> PROBLEM DESCRIPTION
In the data below, find each line containing the string "styles" and return it.
=== SUPPLIED MATERIAL ===
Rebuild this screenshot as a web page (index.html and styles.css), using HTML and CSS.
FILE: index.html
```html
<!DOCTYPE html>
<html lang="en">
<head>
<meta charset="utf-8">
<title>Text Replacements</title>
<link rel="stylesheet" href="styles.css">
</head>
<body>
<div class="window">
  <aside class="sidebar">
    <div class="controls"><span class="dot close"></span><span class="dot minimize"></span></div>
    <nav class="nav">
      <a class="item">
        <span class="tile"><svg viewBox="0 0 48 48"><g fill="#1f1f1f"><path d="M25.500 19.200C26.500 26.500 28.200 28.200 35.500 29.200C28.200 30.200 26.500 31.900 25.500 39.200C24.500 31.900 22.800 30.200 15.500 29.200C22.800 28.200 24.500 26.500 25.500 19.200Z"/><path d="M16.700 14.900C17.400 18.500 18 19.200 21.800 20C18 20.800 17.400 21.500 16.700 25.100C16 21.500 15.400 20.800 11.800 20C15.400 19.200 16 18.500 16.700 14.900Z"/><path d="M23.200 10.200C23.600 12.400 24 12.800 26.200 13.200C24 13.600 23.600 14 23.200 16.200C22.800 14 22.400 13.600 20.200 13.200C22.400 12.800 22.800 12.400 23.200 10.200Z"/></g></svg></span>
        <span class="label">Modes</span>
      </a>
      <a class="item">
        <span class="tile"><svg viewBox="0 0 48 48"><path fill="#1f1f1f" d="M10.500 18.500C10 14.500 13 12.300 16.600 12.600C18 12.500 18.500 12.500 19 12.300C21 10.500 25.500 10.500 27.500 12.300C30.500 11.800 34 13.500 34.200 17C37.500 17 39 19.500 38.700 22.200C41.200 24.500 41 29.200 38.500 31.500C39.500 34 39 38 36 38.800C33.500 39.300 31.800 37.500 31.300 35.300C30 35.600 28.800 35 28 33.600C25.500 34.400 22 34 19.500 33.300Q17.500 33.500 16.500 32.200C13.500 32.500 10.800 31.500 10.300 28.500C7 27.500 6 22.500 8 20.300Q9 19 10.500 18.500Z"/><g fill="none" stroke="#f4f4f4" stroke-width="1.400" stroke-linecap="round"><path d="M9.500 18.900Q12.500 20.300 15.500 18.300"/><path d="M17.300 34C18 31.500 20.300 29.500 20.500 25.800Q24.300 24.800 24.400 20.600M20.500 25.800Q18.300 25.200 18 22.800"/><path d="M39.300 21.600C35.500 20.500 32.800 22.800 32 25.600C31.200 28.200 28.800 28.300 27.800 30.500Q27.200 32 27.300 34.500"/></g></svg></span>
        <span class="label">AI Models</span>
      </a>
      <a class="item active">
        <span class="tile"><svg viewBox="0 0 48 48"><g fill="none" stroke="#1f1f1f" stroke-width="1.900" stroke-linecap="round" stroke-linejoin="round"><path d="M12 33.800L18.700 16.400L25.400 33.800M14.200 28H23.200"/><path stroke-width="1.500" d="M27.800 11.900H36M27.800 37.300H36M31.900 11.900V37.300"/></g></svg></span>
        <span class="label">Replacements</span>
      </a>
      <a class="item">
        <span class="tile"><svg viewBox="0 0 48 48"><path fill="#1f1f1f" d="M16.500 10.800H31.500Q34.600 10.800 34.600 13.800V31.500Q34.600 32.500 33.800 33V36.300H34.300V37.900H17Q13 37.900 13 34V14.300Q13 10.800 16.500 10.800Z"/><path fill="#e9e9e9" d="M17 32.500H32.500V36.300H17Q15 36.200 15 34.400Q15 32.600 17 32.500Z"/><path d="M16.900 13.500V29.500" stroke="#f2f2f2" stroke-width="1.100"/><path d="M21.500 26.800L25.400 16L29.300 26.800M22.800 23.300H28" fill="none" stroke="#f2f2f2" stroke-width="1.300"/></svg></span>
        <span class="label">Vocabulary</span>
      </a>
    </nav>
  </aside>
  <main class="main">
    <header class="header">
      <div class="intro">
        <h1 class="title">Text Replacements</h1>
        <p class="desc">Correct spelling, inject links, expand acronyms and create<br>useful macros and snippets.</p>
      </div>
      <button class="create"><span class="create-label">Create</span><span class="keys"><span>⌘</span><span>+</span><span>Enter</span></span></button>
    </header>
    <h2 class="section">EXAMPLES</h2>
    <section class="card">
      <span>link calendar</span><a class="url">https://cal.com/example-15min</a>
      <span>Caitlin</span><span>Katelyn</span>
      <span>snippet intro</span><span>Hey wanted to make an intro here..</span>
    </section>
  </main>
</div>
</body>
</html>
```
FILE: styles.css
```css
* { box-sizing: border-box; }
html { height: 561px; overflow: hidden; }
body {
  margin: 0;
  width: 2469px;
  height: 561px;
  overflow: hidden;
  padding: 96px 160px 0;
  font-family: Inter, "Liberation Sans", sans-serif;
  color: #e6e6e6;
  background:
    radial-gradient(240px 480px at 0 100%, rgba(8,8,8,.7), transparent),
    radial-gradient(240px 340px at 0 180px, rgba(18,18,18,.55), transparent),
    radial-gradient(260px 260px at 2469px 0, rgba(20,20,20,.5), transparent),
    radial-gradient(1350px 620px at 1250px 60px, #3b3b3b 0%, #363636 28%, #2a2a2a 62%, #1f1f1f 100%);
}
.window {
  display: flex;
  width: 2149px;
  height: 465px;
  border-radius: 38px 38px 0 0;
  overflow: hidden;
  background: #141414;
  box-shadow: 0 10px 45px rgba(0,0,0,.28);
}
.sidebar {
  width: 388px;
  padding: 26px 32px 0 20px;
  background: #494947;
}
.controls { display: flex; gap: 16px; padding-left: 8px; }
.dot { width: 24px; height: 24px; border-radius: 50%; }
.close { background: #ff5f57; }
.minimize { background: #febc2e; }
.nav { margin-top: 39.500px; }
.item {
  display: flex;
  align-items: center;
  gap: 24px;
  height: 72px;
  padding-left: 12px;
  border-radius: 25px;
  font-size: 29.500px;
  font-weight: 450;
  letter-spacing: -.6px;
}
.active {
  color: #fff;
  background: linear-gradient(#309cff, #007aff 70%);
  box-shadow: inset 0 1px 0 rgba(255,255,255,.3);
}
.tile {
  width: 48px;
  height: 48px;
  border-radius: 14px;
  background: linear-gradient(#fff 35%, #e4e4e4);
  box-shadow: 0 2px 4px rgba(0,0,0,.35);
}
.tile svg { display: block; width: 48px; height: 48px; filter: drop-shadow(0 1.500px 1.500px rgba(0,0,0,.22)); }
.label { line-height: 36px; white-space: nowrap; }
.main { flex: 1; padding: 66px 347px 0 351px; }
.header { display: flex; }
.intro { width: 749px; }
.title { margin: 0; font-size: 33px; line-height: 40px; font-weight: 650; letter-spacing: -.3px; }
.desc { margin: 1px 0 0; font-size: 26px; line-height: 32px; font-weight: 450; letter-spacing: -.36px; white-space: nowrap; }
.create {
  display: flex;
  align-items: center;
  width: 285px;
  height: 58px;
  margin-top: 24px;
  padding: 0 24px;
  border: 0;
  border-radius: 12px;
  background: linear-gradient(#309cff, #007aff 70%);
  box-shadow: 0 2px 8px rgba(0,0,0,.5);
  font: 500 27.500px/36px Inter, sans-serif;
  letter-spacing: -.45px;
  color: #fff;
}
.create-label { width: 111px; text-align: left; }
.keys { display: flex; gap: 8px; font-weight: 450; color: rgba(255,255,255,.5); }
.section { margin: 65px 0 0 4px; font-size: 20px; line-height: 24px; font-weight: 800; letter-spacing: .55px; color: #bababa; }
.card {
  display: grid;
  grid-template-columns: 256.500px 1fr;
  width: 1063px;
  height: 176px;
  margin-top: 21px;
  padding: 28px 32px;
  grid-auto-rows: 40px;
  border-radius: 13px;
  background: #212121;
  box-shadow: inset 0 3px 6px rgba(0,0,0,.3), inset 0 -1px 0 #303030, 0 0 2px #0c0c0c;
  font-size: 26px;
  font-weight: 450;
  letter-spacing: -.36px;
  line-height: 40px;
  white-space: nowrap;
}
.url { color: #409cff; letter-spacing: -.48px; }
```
===
> CORRECT OUTPUT
Rebuild this screenshot as a web page (index.html and styles.css), using HTML and CSS.
<link rel="stylesheet" href="styles.css">
FILE: styles.css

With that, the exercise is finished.